Gmail Canned Responses vs workcmd Snippets: A Practical Comparison
Gmail has a built-in template tool. workcmd snippets cover the same ground with a shorter path, variable support, and no menu hunting. Here's the honest comparison.
Gmail's canned responses feature - officially called Templates - has existed for years and works well enough that a lot of people stop looking for alternatives. But anyone who uses it daily knows the friction: buried in the More options menu, no keyboard trigger, no variable support, and a flat list with no organisation once you have more than a handful. workcmd snippets solve the same problem with a meaningfully shorter path. Here's where the two tools genuinely differ.
How Gmail canned responses work
Gmail Templates are enabled in Settings under the Advanced tab. Once on, you save a draft as a template, and insert it later via the More options menu (three dots) at the bottom of the compose window. The template inserts the full saved content into your compose body. You can overwrite the subject line if one was saved. There's no keyboard shortcut for insertion, no search across templates while composing, and no way to categorise them beyond their names.
How workcmd snippets work
workcmd snippets are triggered by typing a shortcode - /fu, /invoice, /onboard, whatever you set - directly in the compose body. As you type, a dropdown appears showing matching snippets. Press Enter or Tab to expand. The full template inserts at the cursor. If your template contains {variable} placeholders, workcmd prompts for values or highlights the remaining blanks. No menu, no mouse, no context switch.
The variable support gap
Gmail Templates have no native variable or placeholder system. If your template says 'Hi {name}', that's just literal text you manually find and replace after insertion. workcmd supports {variable} syntax natively, with quick-fill and highlighted blanks on expansion. For any reply that requires personalisation - a name, a date, a project reference - this is a significant time difference across dozens of replies a week.
Organisation at scale
Gmail Templates are a flat list sorted by name. With five templates this is fine. With twenty-five it becomes a scroll through names trying to remember what each one was called. workcmd snippets use trigger-based search, so you can find a snippet by typing its shortcode prefix without opening any list at all. A well-named trigger system - /c-followup for client-facing replies, /i-update for internal updates - keeps a growing library fast to use.

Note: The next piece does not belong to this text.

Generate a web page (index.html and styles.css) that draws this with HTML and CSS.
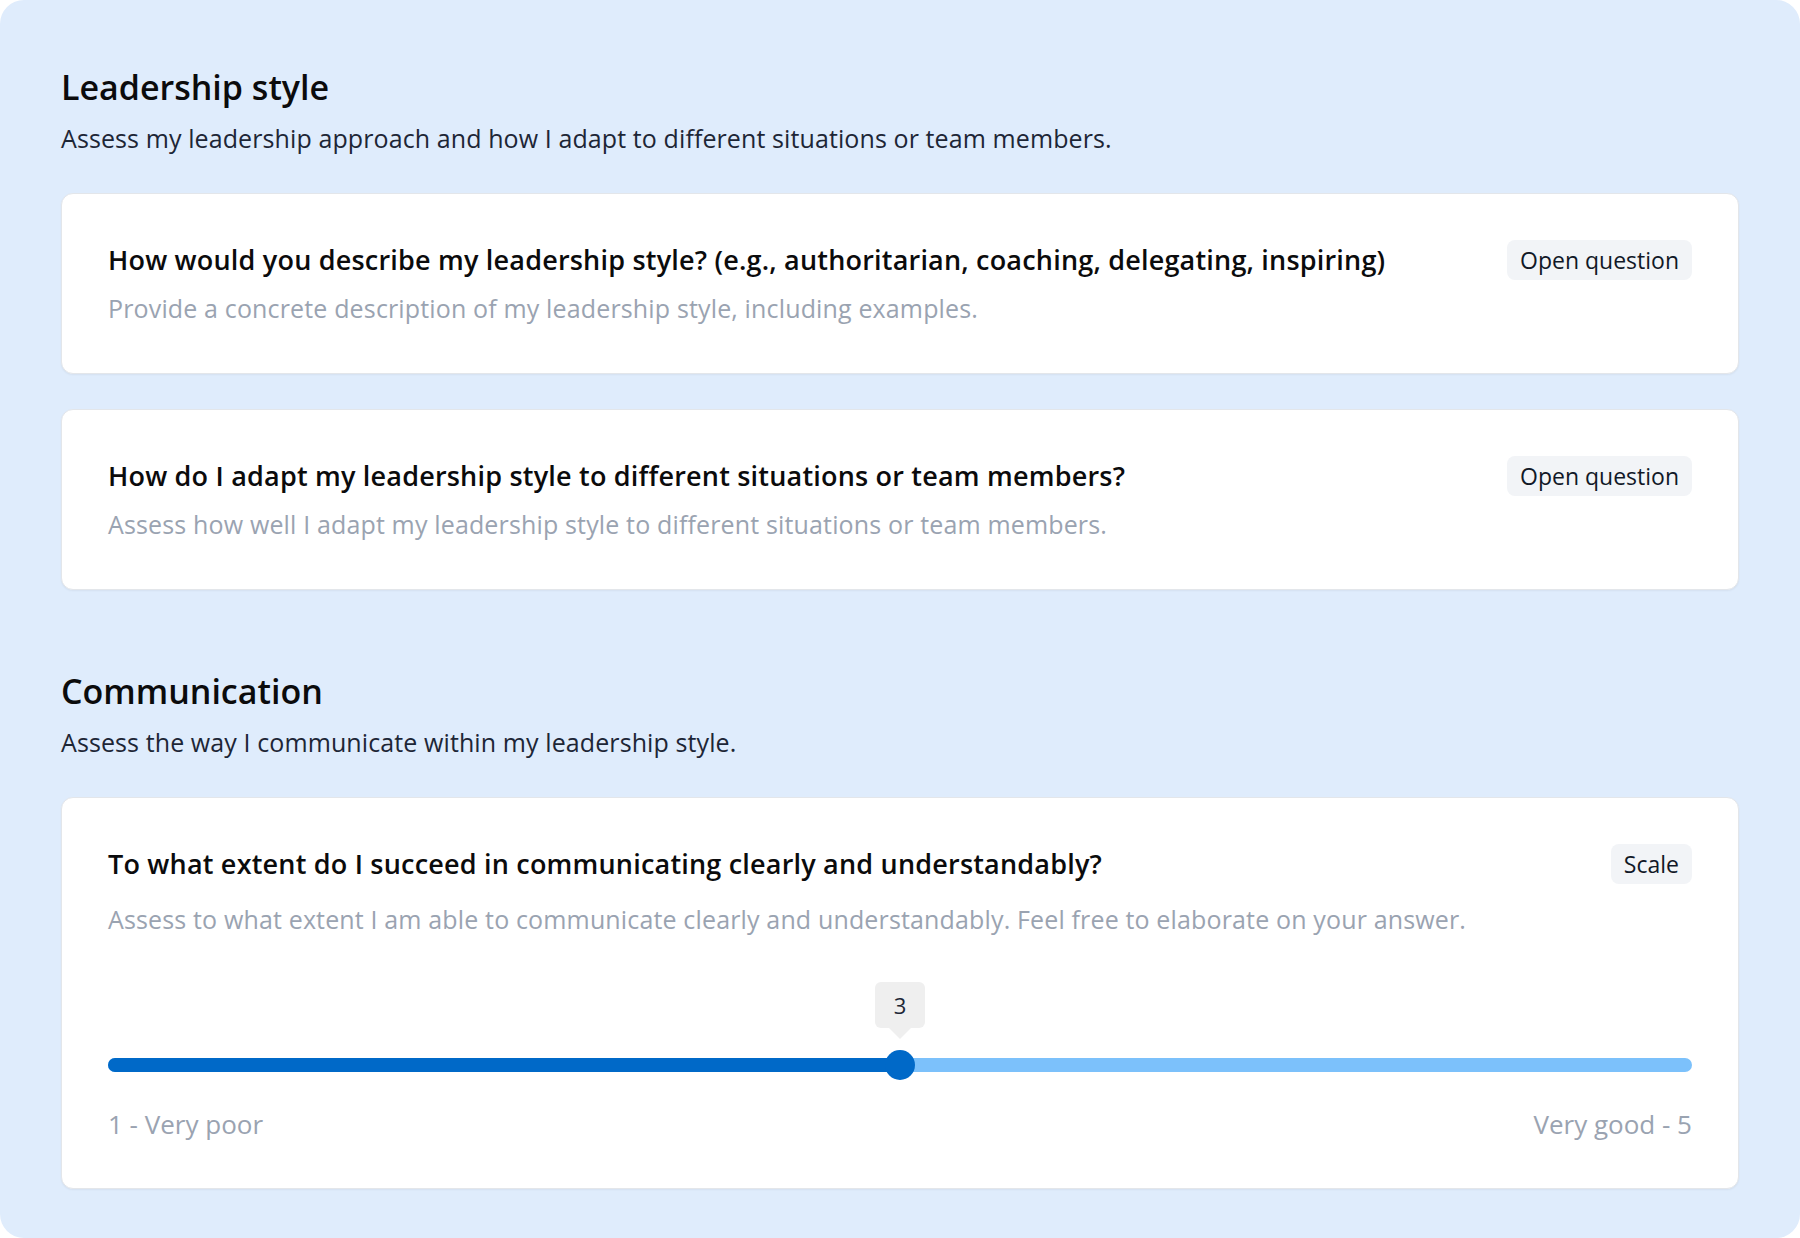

When Gmail Templates are enough
If you send the same email two or three times a month with no personalisation required, Gmail Templates are perfectly adequate. The feature is built in, requires no extension, and adds no complexity to your setup. The trade-off - a few extra clicks per insertion - is negligible at low volume. workcmd snippets are worth it when you're sending templated replies multiple times a day, when your templates require personalisation, or when you want an exportable starter set your team can standardise on.